**What this task involves:** Images are not part of the copy; write out the rest of the data exactly as given.

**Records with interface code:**

-------

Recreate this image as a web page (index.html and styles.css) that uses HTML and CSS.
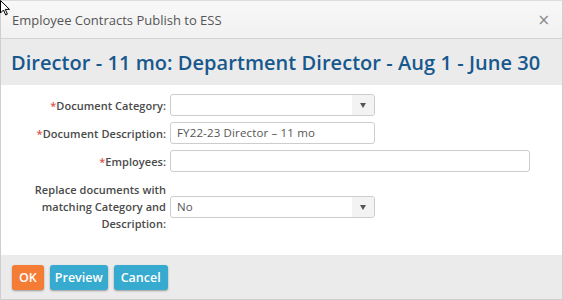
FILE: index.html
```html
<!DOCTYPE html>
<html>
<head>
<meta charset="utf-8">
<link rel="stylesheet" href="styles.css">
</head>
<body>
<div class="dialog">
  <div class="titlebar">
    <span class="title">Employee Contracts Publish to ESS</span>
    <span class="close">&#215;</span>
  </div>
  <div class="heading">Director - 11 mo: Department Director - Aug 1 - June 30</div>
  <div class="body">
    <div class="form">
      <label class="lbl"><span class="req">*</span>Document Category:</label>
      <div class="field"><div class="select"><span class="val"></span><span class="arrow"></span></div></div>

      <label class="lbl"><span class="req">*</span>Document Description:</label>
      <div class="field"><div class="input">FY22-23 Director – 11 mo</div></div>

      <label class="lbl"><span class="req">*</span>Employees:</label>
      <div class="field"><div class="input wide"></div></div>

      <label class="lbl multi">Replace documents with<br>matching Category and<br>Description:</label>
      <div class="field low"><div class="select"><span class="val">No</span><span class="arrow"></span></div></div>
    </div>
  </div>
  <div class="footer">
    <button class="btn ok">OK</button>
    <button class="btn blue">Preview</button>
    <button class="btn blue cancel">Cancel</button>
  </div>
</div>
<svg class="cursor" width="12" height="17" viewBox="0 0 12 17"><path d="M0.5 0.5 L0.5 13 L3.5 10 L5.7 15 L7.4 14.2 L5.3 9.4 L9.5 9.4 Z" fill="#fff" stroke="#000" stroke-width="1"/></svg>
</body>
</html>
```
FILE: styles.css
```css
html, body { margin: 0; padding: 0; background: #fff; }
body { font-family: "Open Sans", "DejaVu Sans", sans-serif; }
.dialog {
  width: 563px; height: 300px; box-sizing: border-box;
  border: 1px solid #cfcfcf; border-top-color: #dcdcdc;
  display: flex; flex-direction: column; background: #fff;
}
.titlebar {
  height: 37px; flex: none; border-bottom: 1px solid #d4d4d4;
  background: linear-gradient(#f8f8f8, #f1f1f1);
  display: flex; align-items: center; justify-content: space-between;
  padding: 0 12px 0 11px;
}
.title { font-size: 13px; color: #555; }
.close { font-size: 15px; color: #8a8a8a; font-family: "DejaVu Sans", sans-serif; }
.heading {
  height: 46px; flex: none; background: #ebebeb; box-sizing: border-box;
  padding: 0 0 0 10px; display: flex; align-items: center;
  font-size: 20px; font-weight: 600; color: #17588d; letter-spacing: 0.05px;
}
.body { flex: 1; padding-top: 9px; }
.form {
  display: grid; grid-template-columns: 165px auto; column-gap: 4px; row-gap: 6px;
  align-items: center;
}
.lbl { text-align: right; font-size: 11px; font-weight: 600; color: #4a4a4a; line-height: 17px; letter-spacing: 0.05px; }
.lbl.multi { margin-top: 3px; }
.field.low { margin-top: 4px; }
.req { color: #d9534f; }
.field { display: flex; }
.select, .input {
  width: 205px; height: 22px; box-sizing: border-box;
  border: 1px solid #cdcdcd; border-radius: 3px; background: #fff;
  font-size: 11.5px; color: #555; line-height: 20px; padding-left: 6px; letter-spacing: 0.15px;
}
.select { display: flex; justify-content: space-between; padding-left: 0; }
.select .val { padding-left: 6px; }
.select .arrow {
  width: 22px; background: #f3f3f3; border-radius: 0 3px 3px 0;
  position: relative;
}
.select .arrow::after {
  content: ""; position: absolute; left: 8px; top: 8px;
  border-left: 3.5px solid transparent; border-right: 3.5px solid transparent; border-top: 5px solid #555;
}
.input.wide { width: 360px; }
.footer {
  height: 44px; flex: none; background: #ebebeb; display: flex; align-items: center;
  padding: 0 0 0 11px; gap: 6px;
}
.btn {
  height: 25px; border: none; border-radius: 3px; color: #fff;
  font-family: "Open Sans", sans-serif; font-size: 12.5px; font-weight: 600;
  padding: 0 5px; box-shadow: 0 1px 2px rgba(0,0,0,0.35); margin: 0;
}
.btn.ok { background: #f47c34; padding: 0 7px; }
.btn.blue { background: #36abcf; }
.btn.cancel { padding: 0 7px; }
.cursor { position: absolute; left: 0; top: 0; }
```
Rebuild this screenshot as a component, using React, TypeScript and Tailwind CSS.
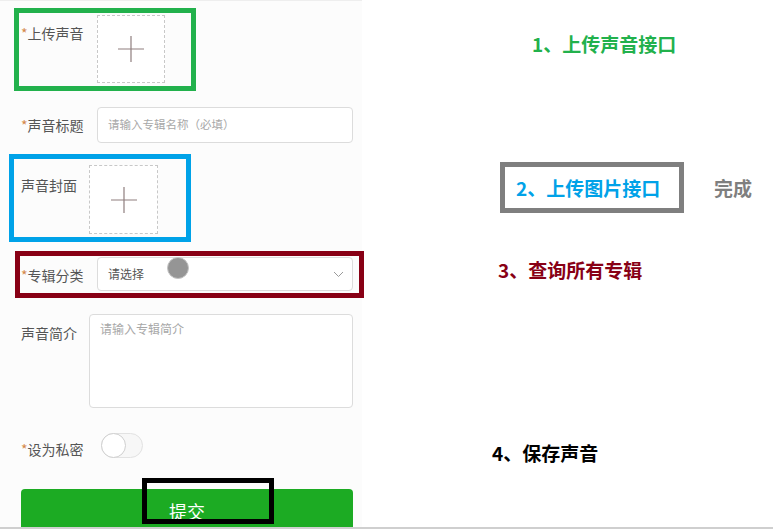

-------

**Task answer:**
Recreate this image as a web page (index.html and styles.css) that uses HTML and CSS.
FILE: index.html
```html
<!DOCTYPE html>
<html>
<head>
<meta charset="utf-8">
<link rel="stylesheet" href="styles.css">
</head>
<body>
<div class="dialog">
  <div class="titlebar">
    <span class="title">Employee Contracts Publish to ESS</span>
    <span class="close">&#215;</span>
  </div>
  <div class="heading">Director - 11 mo: Department Director - Aug 1 - June 30</div>
  <div class="body">
    <div class="form">
      <label class="lbl"><span class="req">*</span>Document Category:</label>
      <div class="field"><div class="select"><span class="val"></span><span class="arrow"></span></div></div>

      <label class="lbl"><span class="req">*</span>Document Description:</label>
      <div class="field"><div class="input">FY22-23 Director – 11 mo</div></div>

      <label class="lbl"><span class="req">*</span>Employees:</label>
      <div class="field"><div class="input wide"></div></div>

      <label class="lbl multi">Replace documents with<br>matching Category and<br>Description:</label>
      <div class="field low"><div class="select"><span class="val">No</span><span class="arrow"></span></div></div>
    </div>
  </div>
  <div class="footer">
    <button class="btn ok">OK</button>
    <button class="btn blue">Preview</button>
    <button class="btn blue cancel">Cancel</button>
  </div>
</div>
<svg class="cursor" width="12" height="17" viewBox="0 0 12 17"><path d="M0.5 0.5 L0.5 13 L3.5 10 L5.7 15 L7.4 14.2 L5.3 9.4 L9.5 9.4 Z" fill="#fff" stroke="#000" stroke-width="1"/></svg>
</body>
</html>
```
FILE: styles.css
```css
html, body { margin: 0; padding: 0; background: #fff; }
body { font-family: "Open Sans", "DejaVu Sans", sans-serif; }
.dialog {
  width: 563px; height: 300px; box-sizing: border-box;
  border: 1px solid #cfcfcf; border-top-color: #dcdcdc;
  display: flex; flex-direction: column; background: #fff;
}
.titlebar {
  height: 37px; flex: none; border-bottom: 1px solid #d4d4d4;
  background: linear-gradient(#f8f8f8, #f1f1f1);
  display: flex; align-items: center; justify-content: space-between;
  padding: 0 12px 0 11px;
}
.title { font-size: 13px; color: #555; }
.close { font-size: 15px; color: #8a8a8a; font-family: "DejaVu Sans", sans-serif; }
.heading {
  height: 46px; flex: none; background: #ebebeb; box-sizing: border-box;
  padding: 0 0 0 10px; display: flex; align-items: center;
  font-size: 20px; font-weight: 600; color: #17588d; letter-spacing: 0.05px;
}
.body { flex: 1; padding-top: 9px; }
.form {
  display: grid; grid-template-columns: 165px auto; column-gap: 4px; row-gap: 6px;
  align-items: center;
}
.lbl { text-align: right; font-size: 11px; font-weight: 600; color: #4a4a4a; line-height: 17px; letter-spacing: 0.05px; }
.lbl.multi { margin-top: 3px; }
.field.low { margin-top: 4px; }
.req { color: #d9534f; }
.field { display: flex; }
.select, .input {
  width: 205px; height: 22px; box-sizing: border-box;
  border: 1px solid #cdcdcd; border-radius: 3px; background: #fff;
  font-size: 11.5px; color: #555; line-height: 20px; padding-left: 6px; letter-spacing: 0.15px;
}
.select { display: flex; justify-content: space-between; padding-left: 0; }
.select .val { padding-left: 6px; }
.select .arrow {
  width: 22px; background: #f3f3f3; border-radius: 0 3px 3px 0;
  position: relative;
}
.select .arrow::after {
  content: ""; position: absolute; left: 8px; top: 8px;
  border-left: 3.5px solid transparent; border-right: 3.5px solid transparent; border-top: 5px solid #555;
}
.input.wide { width: 360px; }
.footer {
  height: 44px; flex: none; background: #ebebeb; display: flex; align-items: center;
  padding: 0 0 0 11px; gap: 6px;
}
.btn {
  height: 25px; border: none; border-radius: 3px; color: #fff;
  font-family: "Open Sans", sans-serif; font-size: 12.5px; font-weight: 600;
  padding: 0 5px; box-shadow: 0 1px 2px rgba(0,0,0,0.35); margin: 0;
}
.btn.ok { background: #f47c34; padding: 0 7px; }
.btn.blue { background: #36abcf; }
.btn.cancel { padding: 0 7px; }
.cursor { position: absolute; left: 0; top: 0; }
```
Rebuild this screenshot as a component, using React, TypeScript and Tailwind CSS.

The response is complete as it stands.